We consider the equality

$$\begin{array}{rcl}\sum _{k=0}^n{u}_k{x}_k& =& \sum _{k=0}^n{u}_k\left[\sum _{i=0}^k{(s+r)}^i\sum _{j=i}^k{(-1)}^{k-j}\left(\begin{array}{c}j\\ i\end{array}\right)\frac{\mathrm{\Gamma }(-\alpha +1)}{(k-j)!\mathrm{\Gamma }(-\alpha -k+j+1)}{r}^{-j}{(-s)}^{j-i}{y}_i\right]\\ & =& \sum _{k=0}^n\left[{(s+r)}^k\sum _{i=k}^n\sum _{j=k}^i{(-1)}^{i-j}\left(\begin{array}{c}j\\ k\end{array}\right)\frac{\mathrm{\Gamma }(-\alpha +1)}{(i-j)!\mathrm{\Gamma }(-\alpha -i+j+1)}{r}^{-j}{(-s)}^{j-k}{u}_i\right]y_k\\ & =& {\left(U^{r,s}y\right)}_n,\end{array}$$

where \(U^{r,s}=(u^{r,s}_{n,k})\) is defined by

$$u_{n,k}^{r,s}=\{\begin{array}{cc}{(s+r)}^k{\sum }_{i=k}^n{\sum }_{j=k}^i{(-1)}^{i-j}\left(\begin{array}{c}j\\ k\end{array}\right)\frac{\mathrm{\Gamma }(-\alpha +1)}{(i-j)!\mathrm{\Gamma }(-\alpha -i+j+1)}{r}^{-j}{(-s)}^{j-k}{u}_i\hfill & \text{if }0\le k\le n,\hfill \\ 0\hfill & \text{if }k>n.\hfill \end{array}$$

Therefore \(ux= (u_{k}x_{k})\in cs\) whenever \(x\in b_{0}^{r,s}( \nabla^{(\alpha)})\) if and only if \(U^{r,s}y\in c\) whenever \(y\in c_{0}\).
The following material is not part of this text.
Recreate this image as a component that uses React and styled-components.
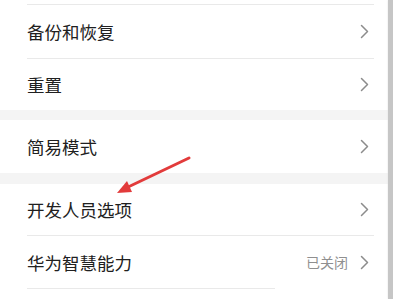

This implies that \(u=(u_{k})\in [b_{0}^{r,s}( \nabla^{(\alpha)})]^{ \beta }\) if and only if \(U^{r,s}\in (c_{0}:c)\). We obtain by part (ii) of Lemma 3.1 that \([b_{0}^{r,s}(\nabla^{( \alpha)})]^{ \beta }=U_{2}^{r,s}\cap U_{3}^{r,s}\). The proof can be completed in a similar way by parts (iii), (iv), (v) instead of Part (ii) of Lemma 3.1, so we omit the details. □

Theorem 3.4

The spaces \([b_{0}^{r,s}(\nabla^{(\alpha)})]^{*}\) and \([b_{c}^{r,s}( \nabla^{(\alpha)})]^{*}\) are equivalent to \(\ell_{1}\).

Proof

Proof follows from Theorem 3.6 of Bişgin [11] and the fact that if Z is a Banach space, then \([Z(\nabla^{(\alpha)})]^{*}\) is equivalent to \(X^{*}\) [17]. □

4 Conclusion

In this paper, we have discussed some results obtained from the matrix domain of the binomial matrix and the difference matrix of fractional order. Our main aim is to generalize the results on the matrix domain of the Euler matrix. It is immediate that our results reduce to the sequence spaces defined in [11, 12, 18, 23, 25, 26].